Rows from a dataset of pages and code:
******

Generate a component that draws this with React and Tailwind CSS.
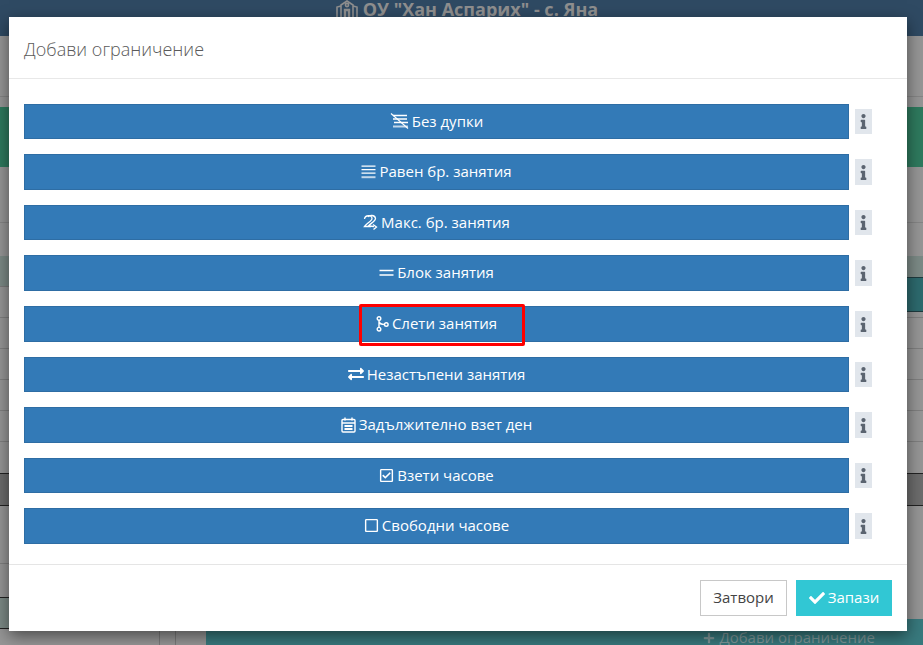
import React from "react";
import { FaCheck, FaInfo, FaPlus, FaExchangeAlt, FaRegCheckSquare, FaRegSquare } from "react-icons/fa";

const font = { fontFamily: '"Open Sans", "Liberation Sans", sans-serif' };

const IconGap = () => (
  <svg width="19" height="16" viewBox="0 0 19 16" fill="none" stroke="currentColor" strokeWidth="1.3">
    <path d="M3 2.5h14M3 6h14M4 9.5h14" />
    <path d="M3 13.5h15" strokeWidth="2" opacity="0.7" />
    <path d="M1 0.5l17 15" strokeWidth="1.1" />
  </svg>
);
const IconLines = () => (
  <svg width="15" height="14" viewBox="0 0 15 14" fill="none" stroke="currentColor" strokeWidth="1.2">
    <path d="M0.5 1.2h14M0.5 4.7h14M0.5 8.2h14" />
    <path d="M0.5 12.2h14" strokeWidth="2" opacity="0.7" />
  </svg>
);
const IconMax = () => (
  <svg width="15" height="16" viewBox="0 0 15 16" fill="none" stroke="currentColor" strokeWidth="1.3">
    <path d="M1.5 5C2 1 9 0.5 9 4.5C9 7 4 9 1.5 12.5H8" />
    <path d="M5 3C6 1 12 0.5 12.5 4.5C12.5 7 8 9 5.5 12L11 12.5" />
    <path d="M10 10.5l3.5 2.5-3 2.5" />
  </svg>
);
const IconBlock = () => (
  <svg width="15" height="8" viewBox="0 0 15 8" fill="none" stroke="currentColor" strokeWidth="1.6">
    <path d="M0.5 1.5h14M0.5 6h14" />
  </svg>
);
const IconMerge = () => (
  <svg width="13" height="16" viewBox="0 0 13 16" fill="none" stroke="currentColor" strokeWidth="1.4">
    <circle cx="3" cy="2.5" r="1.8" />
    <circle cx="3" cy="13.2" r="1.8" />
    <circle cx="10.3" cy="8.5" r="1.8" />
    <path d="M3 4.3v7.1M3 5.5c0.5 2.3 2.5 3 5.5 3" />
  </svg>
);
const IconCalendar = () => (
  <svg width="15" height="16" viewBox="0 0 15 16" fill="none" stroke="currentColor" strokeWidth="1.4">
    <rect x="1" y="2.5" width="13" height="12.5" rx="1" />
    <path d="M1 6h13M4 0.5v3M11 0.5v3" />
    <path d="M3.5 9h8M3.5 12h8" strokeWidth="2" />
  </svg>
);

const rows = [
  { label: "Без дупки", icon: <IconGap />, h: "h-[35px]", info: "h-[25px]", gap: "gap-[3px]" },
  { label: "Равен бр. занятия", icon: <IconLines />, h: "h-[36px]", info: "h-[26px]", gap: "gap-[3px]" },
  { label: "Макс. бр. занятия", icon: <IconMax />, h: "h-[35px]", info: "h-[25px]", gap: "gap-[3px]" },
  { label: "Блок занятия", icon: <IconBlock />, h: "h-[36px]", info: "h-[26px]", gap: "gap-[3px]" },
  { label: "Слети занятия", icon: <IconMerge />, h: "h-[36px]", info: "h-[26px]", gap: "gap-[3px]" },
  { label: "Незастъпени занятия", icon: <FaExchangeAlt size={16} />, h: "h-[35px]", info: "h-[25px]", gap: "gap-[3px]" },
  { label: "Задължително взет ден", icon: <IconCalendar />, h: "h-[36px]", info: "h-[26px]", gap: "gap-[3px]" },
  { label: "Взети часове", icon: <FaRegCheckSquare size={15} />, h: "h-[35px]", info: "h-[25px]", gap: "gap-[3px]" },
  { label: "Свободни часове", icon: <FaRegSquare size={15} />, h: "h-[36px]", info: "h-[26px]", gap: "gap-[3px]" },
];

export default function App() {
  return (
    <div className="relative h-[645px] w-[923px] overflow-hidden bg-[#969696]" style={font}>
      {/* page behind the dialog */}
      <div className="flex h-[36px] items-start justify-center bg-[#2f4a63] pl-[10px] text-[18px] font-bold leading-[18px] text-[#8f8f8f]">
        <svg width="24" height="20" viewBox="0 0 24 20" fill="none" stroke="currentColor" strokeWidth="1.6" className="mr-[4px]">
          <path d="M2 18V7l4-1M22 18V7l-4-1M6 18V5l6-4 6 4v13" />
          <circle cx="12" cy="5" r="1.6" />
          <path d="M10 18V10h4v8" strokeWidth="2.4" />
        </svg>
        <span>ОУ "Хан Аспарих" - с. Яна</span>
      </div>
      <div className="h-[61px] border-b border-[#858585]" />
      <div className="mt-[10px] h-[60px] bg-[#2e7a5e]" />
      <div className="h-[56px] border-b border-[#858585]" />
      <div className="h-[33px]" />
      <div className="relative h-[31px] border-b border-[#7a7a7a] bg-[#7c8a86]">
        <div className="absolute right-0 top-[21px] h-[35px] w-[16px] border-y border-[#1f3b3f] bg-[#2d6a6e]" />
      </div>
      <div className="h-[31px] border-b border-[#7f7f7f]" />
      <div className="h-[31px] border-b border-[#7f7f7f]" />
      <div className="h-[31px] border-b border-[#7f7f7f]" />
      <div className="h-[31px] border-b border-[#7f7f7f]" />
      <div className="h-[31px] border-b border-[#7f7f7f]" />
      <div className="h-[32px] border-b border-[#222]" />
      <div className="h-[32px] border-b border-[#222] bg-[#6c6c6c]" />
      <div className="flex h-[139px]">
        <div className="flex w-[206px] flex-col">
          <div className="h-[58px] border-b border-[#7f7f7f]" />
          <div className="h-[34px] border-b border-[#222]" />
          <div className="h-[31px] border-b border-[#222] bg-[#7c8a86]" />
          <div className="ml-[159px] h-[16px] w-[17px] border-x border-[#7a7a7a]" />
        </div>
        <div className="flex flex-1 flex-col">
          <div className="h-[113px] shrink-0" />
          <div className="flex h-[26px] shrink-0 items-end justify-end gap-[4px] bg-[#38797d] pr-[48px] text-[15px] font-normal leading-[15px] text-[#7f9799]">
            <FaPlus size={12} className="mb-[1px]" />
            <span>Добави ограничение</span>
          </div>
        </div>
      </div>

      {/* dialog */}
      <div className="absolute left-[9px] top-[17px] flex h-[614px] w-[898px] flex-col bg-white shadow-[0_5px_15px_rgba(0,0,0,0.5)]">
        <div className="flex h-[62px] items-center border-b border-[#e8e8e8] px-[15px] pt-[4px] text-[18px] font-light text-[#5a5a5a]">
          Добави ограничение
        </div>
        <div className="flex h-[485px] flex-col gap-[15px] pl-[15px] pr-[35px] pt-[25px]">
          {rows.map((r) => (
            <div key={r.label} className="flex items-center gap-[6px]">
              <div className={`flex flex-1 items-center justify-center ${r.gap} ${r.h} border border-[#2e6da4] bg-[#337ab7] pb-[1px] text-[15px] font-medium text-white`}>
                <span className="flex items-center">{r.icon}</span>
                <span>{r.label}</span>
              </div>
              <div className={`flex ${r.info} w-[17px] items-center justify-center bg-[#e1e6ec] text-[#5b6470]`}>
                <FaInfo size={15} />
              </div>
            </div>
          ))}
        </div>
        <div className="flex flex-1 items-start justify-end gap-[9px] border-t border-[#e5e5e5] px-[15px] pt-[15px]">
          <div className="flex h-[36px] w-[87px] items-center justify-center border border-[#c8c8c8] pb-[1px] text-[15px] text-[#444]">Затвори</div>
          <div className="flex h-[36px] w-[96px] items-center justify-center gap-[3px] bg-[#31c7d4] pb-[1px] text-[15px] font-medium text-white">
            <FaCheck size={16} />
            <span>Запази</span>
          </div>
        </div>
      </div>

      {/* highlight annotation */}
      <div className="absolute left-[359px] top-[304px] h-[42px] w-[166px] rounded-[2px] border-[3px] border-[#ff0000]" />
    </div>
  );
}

******

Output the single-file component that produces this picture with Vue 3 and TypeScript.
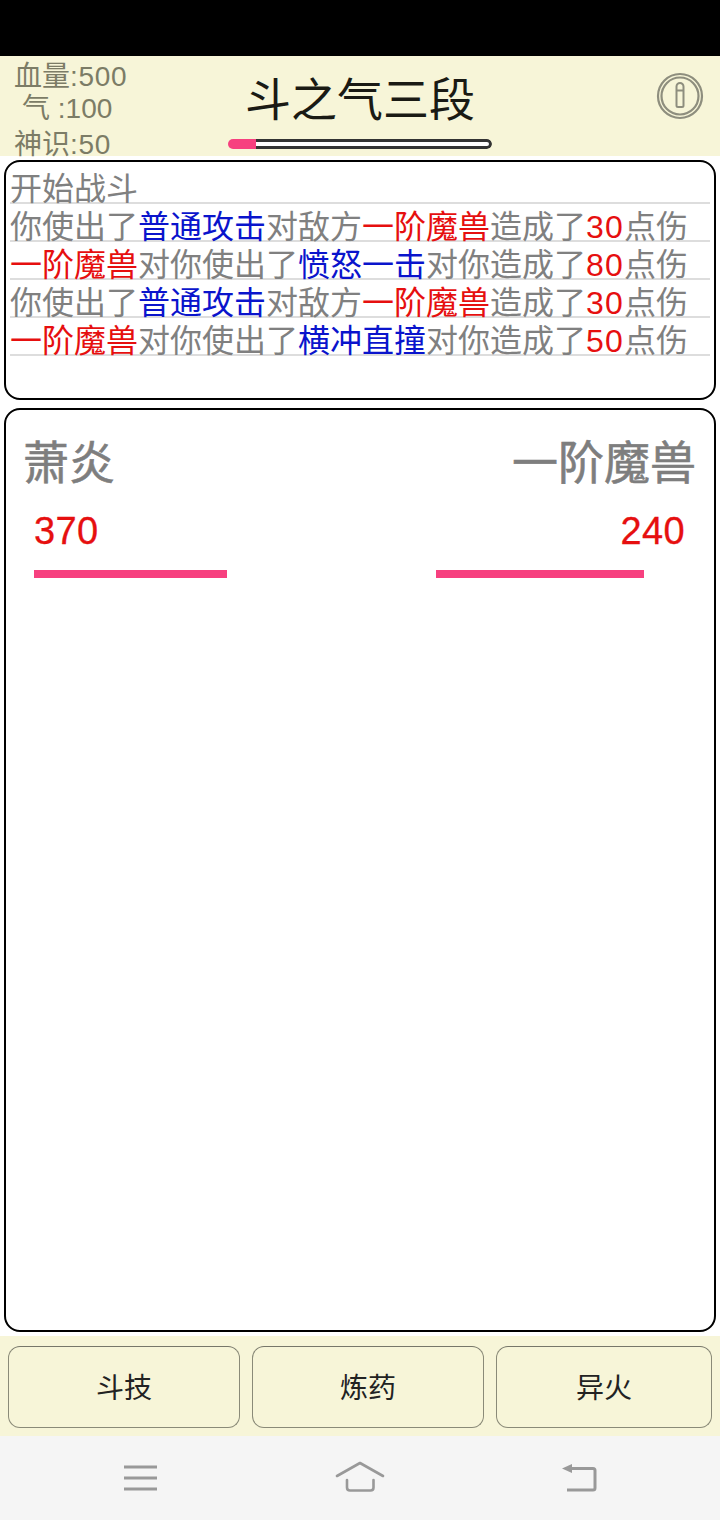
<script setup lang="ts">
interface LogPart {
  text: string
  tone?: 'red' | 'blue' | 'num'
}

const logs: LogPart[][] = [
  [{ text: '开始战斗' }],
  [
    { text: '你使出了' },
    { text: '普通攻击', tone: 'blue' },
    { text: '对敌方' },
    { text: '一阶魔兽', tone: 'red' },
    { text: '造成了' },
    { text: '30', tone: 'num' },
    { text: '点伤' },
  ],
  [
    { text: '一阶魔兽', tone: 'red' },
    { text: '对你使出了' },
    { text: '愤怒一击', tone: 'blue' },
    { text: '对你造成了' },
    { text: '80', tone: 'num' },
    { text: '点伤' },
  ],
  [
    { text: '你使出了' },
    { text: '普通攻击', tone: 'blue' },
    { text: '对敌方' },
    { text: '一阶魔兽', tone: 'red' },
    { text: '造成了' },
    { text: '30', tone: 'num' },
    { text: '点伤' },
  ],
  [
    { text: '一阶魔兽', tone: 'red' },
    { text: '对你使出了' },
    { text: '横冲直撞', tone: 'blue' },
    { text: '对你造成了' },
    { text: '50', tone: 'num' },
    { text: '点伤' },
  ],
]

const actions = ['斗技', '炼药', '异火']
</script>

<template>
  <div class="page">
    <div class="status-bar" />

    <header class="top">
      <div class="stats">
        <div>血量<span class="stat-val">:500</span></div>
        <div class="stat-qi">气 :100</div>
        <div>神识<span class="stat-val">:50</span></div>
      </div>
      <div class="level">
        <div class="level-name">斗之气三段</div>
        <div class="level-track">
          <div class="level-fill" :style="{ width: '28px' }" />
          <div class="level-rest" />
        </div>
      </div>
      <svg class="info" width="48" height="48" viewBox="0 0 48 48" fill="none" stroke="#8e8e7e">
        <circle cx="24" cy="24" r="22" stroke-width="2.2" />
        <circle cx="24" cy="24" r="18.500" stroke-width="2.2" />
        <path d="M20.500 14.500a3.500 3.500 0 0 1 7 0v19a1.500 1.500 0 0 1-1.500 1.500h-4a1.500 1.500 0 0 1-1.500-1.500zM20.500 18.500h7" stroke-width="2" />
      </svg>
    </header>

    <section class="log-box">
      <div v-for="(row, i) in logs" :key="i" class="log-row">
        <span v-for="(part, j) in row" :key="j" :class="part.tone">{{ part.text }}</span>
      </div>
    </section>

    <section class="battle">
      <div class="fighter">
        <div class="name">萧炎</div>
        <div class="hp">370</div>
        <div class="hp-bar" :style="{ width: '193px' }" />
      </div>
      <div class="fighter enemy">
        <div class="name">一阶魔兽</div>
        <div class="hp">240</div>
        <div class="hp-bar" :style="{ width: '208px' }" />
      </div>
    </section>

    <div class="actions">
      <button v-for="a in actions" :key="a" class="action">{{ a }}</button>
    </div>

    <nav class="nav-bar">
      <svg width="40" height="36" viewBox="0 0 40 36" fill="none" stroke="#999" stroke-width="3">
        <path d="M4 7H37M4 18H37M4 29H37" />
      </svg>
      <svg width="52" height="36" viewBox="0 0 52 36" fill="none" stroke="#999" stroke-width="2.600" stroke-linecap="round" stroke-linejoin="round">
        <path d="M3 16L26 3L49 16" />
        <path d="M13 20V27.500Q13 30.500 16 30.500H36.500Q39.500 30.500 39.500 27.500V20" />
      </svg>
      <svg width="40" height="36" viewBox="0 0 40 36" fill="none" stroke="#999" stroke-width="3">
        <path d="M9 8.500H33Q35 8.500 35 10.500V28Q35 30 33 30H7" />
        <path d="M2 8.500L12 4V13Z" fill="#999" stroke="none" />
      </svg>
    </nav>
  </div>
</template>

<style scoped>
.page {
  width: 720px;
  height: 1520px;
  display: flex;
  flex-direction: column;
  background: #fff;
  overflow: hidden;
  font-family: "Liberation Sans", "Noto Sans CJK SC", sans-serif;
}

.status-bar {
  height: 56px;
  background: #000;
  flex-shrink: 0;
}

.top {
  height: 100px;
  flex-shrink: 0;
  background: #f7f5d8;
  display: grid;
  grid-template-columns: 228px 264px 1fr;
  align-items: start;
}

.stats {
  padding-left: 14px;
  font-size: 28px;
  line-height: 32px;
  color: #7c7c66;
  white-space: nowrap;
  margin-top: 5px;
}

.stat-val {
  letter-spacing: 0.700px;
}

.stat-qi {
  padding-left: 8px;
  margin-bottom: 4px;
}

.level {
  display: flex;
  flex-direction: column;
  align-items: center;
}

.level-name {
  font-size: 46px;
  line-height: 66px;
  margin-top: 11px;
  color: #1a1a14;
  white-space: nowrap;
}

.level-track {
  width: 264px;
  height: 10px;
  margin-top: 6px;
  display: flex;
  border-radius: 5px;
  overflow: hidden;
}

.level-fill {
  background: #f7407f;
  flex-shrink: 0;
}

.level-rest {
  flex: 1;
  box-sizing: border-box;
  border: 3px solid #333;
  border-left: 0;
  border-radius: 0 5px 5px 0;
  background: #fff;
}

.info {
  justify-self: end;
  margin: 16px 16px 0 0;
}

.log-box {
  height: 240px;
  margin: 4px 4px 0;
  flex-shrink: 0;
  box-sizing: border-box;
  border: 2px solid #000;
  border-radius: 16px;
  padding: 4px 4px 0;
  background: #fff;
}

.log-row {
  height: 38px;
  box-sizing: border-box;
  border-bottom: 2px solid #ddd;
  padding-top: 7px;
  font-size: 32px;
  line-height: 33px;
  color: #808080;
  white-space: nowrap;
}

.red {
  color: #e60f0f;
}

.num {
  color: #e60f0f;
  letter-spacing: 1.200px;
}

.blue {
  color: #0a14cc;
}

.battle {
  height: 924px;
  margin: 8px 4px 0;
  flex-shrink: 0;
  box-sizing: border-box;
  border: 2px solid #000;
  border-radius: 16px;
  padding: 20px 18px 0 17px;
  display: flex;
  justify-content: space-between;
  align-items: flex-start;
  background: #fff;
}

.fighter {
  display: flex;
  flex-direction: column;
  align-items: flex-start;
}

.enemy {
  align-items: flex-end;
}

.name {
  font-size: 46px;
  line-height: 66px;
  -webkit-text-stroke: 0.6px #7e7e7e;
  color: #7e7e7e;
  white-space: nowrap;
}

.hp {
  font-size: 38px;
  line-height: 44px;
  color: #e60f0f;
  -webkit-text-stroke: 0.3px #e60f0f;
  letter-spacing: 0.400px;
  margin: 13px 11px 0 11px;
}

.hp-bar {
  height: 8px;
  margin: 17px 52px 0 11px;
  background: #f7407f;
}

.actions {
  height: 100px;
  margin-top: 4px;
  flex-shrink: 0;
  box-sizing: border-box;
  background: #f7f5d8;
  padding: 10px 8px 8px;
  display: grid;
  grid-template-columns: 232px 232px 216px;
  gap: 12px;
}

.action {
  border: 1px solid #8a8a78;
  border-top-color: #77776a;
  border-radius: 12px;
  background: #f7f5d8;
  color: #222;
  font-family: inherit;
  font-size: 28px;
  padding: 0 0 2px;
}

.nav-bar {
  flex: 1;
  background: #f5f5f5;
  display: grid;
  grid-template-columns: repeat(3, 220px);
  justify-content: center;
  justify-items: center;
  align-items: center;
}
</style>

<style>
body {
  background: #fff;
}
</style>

******

### SHORT EXERCISE
Go through the records above, find every line with the word "that", and list those lines.

### COMPLETED TASK
Generate a component that draws this with React and Tailwind CSS.
Output the single-file component that produces this picture with Vue 3 and TypeScript.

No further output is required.